##### GIVEN DATA #####

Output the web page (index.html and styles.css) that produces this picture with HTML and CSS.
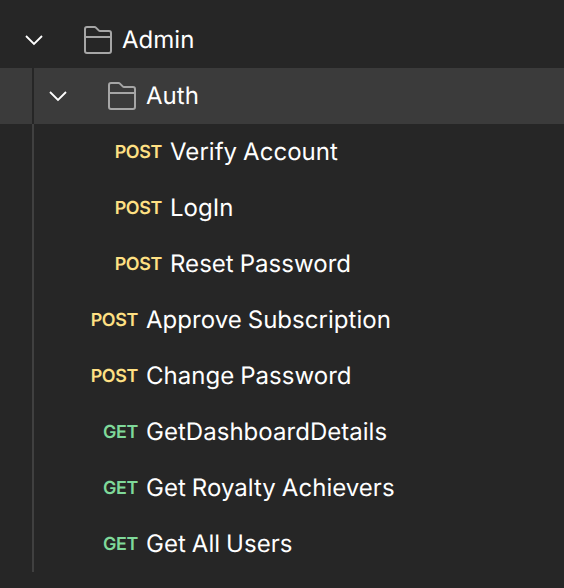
FILE: index.html
```html
<!DOCTYPE html>
<html lang="en">
<head>
<meta charset="utf-8">
<title>Collections</title>
<link rel="stylesheet" href="styles.css">
</head>
<body>
<ul class="tree">
  <li class="row">
    <svg class="chevron" viewBox="0 0 24 24"><path d="M4 8l8 8 8-8"/></svg>
    <svg class="folder" viewBox="0 0 30 30"><path d="M2 26V4a2 2 0 0 1 2-2h7.500a2 2 0 0 1 1.400.600l2.800 2.800a2 2 0 0 0 1.400.600H26a2 2 0 0 1 2 2v18a2 2 0 0 1-2 2H4a2 2 0 0 1-2-2zM2 12h26"/></svg>
    <span class="name">Admin</span>
  </li>
  <li>
    <ul class="children">
      <li class="row selected">
        <svg class="chevron" viewBox="0 0 24 24"><path d="M4 8l8 8 8-8"/></svg>
        <svg class="folder" viewBox="0 0 30 30"><path d="M2 26V4a2 2 0 0 1 2-2h7.500a2 2 0 0 1 1.400.600l2.800 2.800a2 2 0 0 0 1.400.600H26a2 2 0 0 1 2 2v18a2 2 0 0 1-2 2H4a2 2 0 0 1-2-2zM2 12h26"/></svg>
        <span class="name">Auth</span>
      </li>
      <li class="row nested"><span class="method post">POST</span><span class="name">Verify Account</span></li>
      <li class="row nested"><span class="method post">POST</span><span class="name">LogIn</span></li>
      <li class="row nested"><span class="method post">POST</span><span class="name">Reset Password</span></li>
      <li class="row"><span class="method post">POST</span><span class="name">Approve Subscription</span></li>
      <li class="row"><span class="method post">POST</span><span class="name">Change Password</span></li>
      <li class="row"><span class="method get">GET</span><span class="name">GetDashboardDetails</span></li>
      <li class="row"><span class="method get">GET</span><span class="name">Get Royalty Achievers</span></li>
      <li class="row"><span class="method get">GET</span><span class="name">Get All Users</span></li>
    </ul>
  </li>
</ul>
</body>
</html>
```

FILE: styles.css
```css
body {
  margin: 0;
  height: 588px;
  background: #262626;
  color: #fff;
  font-family: Inter, sans-serif;
  text-rendering: geometricPrecision;
  overflow: hidden;
}

ul {
  margin: 0;
  padding: 0;
  list-style: none;
}

.tree {
  padding-top: 12px;
}

.row {
  display: flex;
  align-items: center;
  height: 56px;
  padding-left: 22px;
}

.children {
  background: linear-gradient(#404040, #404040) 32px 0 / 2px 100% no-repeat;
}

.children .row {
  padding-left: 46px;
}

.selected {
  background: linear-gradient(90deg, transparent 32px, #262626 32px 34px, transparent 34px), #3b3b3b;
}

.chevron {
  width: 24px;
  height: 24px;
  margin-right: 37px;
  fill: none;
  stroke: #fff;
  stroke-width: 1.8;
}

.folder {
  width: 30px;
  height: 30px;
  margin-right: 9px;
  fill: none;
  stroke: #a6a6a6;
  stroke-width: 2;
}

.name {
  padding-bottom: 2px;
  font-size: 24px;
  font-weight: 370;
  letter-spacing: 0.03px;
  word-spacing: -0.8px;
  white-space: nowrap;
}

.method {
  width: 92px;
  margin-right: 8px;
  padding-top: 2px;
  text-align: right;
  font-size: 17.900px;
  font-weight: 600;
  line-height: 22px;
  letter-spacing: -0.350px;
}

.nested .method {
  width: 116px;
}

.post {
  color: #ffe083;
}

.get {
  color: #7fd99a;
}
```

#####

▸ OBJECTIVE
Without including any pictures, reproduce the listing exactly.

▸ CORRECT RESULT
Output the web page (index.html and styles.css) that produces this picture with HTML and CSS.
FILE: index.html
```html
<!DOCTYPE html>
<html lang="en">
<head>
<meta charset="utf-8">
<title>Collections</title>
<link rel="stylesheet" href="styles.css">
</head>
<body>
<ul class="tree">
  <li class="row">
    <svg class="chevron" viewBox="0 0 24 24"><path d="M4 8l8 8 8-8"/></svg>
    <svg class="folder" viewBox="0 0 30 30"><path d="M2 26V4a2 2 0 0 1 2-2h7.500a2 2 0 0 1 1.400.600l2.800 2.800a2 2 0 0 0 1.400.600H26a2 2 0 0 1 2 2v18a2 2 0 0 1-2 2H4a2 2 0 0 1-2-2zM2 12h26"/></svg>
    <span class="name">Admin</span>
  </li>
  <li>
    <ul class="children">
      <li class="row selected">
        <svg class="chevron" viewBox="0 0 24 24"><path d="M4 8l8 8 8-8"/></svg>
        <svg class="folder" viewBox="0 0 30 30"><path d="M2 26V4a2 2 0 0 1 2-2h7.500a2 2 0 0 1 1.400.600l2.800 2.800a2 2 0 0 0 1.400.600H26a2 2 0 0 1 2 2v18a2 2 0 0 1-2 2H4a2 2 0 0 1-2-2zM2 12h26"/></svg>
        <span class="name">Auth</span>
      </li>
      <li class="row nested"><span class="method post">POST</span><span class="name">Verify Account</span></li>
      <li class="row nested"><span class="method post">POST</span><span class="name">LogIn</span></li>
      <li class="row nested"><span class="method post">POST</span><span class="name">Reset Password</span></li>
      <li class="row"><span class="method post">POST</span><span class="name">Approve Subscription</span></li>
      <li class="row"><span class="method post">POST</span><span class="name">Change Password</span></li>
      <li class="row"><span class="method get">GET</span><span class="name">GetDashboardDetails</span></li>
      <li class="row"><span class="method get">GET</span><span class="name">Get Royalty Achievers</span></li>
      <li class="row"><span class="method get">GET</span><span class="name">Get All Users</span></li>
    </ul>
  </li>
</ul>
</body>
</html>
```

FILE: styles.css
```css
body {
  margin: 0;
  height: 588px;
  background: #262626;
  color: #fff;
  font-family: Inter, sans-serif;
  text-rendering: geometricPrecision;
  overflow: hidden;
}

ul {
  margin: 0;
  padding: 0;
  list-style: none;
}

.tree {
  padding-top: 12px;
}

.row {
  display: flex;
  align-items: center;
  height: 56px;
  padding-left: 22px;
}

.children {
  background: linear-gradient(#404040, #404040) 32px 0 / 2px 100% no-repeat;
}

.children .row {
  padding-left: 46px;
}

.selected {
  background: linear-gradient(90deg, transparent 32px, #262626 32px 34px, transparent 34px), #3b3b3b;
}

.chevron {
  width: 24px;
  height: 24px;
  margin-right: 37px;
  fill: none;
  stroke: #fff;
  stroke-width: 1.8;
}

.folder {
  width: 30px;
  height: 30px;
  margin-right: 9px;
  fill: none;
  stroke: #a6a6a6;
  stroke-width: 2;
}

.name {
  padding-bottom: 2px;
  font-size: 24px;
  font-weight: 370;
  letter-spacing: 0.03px;
  word-spacing: -0.8px;
  white-space: nowrap;
}

.method {
  width: 92px;
  margin-right: 8px;
  padding-top: 2px;
  text-align: right;
  font-size: 17.900px;
  font-weight: 600;
  line-height: 22px;
  letter-spacing: -0.350px;
}

.nested .method {
  width: 116px;
}

.post {
  color: #ffe083;
}

.get {
  color: #7fd99a;
}
```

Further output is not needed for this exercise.